GOAL: Each line that holds the word "index" is to be identified and copied.

LISTED ENTRIES:

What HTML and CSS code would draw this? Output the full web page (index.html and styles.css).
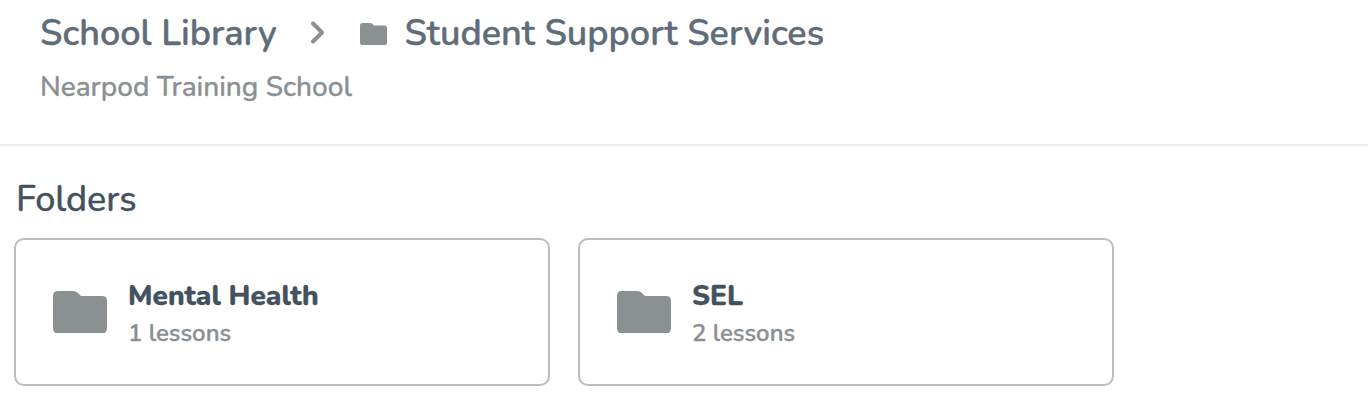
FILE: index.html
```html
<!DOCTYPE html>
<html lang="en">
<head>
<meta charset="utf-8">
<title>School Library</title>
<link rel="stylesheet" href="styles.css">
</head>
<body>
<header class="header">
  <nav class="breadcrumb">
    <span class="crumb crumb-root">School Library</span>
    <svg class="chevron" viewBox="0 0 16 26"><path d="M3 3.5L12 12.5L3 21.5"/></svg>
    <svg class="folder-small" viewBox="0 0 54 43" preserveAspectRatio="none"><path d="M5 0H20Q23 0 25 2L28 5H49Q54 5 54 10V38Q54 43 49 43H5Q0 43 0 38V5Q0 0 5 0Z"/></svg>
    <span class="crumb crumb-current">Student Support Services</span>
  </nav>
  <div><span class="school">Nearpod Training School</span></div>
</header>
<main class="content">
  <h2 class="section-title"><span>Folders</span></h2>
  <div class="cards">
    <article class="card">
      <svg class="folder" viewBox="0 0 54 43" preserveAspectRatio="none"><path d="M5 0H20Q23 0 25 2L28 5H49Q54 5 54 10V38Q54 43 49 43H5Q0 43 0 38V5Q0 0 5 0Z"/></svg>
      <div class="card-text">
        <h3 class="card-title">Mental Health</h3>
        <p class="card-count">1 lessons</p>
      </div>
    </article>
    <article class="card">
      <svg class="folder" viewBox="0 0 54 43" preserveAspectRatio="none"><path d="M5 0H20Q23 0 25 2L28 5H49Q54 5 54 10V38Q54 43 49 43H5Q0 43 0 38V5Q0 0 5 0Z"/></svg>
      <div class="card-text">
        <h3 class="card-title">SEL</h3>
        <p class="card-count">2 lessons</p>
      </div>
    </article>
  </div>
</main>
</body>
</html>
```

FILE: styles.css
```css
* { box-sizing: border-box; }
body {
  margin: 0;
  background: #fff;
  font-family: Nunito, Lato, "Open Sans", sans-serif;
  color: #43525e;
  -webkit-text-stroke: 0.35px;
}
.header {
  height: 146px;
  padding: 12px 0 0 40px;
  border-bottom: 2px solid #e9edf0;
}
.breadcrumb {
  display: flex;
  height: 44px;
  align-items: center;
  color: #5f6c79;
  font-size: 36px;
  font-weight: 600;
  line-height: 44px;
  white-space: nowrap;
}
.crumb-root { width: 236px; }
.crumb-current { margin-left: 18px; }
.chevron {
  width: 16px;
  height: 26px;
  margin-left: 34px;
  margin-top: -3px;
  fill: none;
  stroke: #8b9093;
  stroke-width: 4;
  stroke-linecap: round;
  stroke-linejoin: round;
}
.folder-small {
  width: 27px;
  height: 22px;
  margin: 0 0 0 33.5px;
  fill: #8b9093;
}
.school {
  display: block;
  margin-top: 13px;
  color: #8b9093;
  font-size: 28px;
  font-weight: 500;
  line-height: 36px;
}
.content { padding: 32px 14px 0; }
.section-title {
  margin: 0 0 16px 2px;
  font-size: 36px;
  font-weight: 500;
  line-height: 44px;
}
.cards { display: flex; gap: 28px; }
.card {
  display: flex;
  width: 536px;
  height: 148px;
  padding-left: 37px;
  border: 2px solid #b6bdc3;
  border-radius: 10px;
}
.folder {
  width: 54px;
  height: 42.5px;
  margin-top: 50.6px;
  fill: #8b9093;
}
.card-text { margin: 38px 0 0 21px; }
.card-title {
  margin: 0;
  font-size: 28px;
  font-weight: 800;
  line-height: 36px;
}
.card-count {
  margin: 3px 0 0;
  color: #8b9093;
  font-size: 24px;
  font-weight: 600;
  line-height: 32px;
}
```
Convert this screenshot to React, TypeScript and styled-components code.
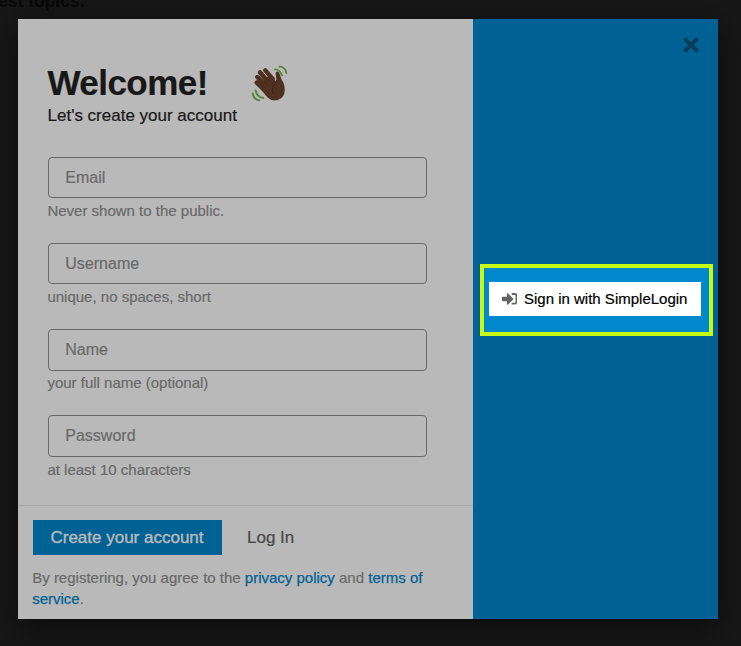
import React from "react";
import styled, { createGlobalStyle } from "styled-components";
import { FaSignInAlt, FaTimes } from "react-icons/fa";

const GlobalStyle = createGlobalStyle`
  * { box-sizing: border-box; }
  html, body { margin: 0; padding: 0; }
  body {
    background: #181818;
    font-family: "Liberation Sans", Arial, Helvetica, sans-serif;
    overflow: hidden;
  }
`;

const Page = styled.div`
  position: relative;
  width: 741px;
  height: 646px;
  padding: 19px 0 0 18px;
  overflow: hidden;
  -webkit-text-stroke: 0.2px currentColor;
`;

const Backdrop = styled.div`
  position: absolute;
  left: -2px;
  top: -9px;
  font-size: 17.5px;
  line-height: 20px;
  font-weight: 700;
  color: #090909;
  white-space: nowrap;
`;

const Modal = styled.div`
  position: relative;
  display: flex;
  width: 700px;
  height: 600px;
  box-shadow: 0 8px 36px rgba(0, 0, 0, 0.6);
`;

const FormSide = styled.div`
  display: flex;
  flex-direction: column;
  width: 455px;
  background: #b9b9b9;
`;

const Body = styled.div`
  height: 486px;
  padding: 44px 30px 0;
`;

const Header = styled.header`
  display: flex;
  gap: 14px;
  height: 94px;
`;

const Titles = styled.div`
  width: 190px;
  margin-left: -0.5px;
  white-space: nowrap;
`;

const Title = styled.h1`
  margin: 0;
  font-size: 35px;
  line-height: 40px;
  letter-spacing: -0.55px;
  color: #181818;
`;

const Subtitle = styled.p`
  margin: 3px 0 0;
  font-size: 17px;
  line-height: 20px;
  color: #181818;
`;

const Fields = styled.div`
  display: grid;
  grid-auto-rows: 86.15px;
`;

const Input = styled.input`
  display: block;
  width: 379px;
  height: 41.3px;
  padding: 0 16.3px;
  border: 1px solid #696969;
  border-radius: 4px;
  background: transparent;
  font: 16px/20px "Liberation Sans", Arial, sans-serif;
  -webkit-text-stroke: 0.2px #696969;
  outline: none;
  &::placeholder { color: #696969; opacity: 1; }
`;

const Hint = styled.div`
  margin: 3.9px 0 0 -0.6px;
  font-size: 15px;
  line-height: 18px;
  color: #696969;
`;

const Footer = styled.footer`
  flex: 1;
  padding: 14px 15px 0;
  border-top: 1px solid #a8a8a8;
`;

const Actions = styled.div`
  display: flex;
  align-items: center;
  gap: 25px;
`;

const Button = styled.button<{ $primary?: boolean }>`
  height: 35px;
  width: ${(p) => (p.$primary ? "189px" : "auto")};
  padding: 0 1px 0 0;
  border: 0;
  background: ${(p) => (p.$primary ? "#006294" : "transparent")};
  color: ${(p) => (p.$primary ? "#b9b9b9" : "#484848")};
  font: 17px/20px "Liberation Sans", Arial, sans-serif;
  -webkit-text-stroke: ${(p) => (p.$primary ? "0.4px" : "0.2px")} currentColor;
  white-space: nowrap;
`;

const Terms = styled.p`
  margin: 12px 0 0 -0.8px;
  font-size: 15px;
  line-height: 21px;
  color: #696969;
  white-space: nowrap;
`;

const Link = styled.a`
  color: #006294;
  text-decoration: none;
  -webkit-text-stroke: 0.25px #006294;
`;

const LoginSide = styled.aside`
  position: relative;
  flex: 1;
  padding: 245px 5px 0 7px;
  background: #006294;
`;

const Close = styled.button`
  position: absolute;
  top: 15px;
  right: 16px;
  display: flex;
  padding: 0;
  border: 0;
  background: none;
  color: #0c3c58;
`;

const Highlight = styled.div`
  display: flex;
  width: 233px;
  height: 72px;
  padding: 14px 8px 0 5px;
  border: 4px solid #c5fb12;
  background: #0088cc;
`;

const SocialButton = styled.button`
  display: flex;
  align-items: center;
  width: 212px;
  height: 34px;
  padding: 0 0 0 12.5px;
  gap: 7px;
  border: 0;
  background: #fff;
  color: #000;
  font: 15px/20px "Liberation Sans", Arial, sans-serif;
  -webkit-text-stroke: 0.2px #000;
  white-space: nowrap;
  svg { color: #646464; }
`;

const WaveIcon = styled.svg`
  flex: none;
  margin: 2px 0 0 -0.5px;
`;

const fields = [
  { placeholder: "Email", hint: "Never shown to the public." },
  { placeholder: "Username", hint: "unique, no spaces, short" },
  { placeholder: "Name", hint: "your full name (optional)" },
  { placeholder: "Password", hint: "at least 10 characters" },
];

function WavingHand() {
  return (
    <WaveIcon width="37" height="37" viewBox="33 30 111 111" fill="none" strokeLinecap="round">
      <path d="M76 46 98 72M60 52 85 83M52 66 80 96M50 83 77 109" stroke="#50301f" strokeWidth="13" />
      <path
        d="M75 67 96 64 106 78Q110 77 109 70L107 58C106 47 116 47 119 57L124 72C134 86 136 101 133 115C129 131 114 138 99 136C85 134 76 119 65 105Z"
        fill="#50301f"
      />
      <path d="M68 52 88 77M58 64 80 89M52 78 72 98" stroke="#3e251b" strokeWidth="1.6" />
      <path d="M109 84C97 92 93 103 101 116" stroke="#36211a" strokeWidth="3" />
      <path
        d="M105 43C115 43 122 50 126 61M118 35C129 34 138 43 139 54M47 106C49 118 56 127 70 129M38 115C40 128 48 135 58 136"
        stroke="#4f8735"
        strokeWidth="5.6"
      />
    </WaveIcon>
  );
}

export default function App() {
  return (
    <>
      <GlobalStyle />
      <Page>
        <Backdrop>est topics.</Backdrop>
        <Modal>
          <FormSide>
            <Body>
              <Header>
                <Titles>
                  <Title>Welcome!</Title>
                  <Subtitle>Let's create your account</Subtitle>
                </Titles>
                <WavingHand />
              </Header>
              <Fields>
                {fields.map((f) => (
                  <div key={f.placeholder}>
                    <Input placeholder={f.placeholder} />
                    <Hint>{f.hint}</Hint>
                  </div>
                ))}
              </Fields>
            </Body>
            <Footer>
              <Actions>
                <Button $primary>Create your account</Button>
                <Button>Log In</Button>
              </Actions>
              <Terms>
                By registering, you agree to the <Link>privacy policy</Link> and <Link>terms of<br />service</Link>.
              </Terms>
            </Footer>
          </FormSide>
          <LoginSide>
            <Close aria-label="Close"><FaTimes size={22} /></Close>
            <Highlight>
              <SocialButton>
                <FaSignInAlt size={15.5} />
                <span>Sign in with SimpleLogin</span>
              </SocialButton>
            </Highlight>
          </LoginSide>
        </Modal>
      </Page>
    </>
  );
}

SOLUTION:
What HTML and CSS code would draw this? Output the full web page (index.html and styles.css).
FILE: index.html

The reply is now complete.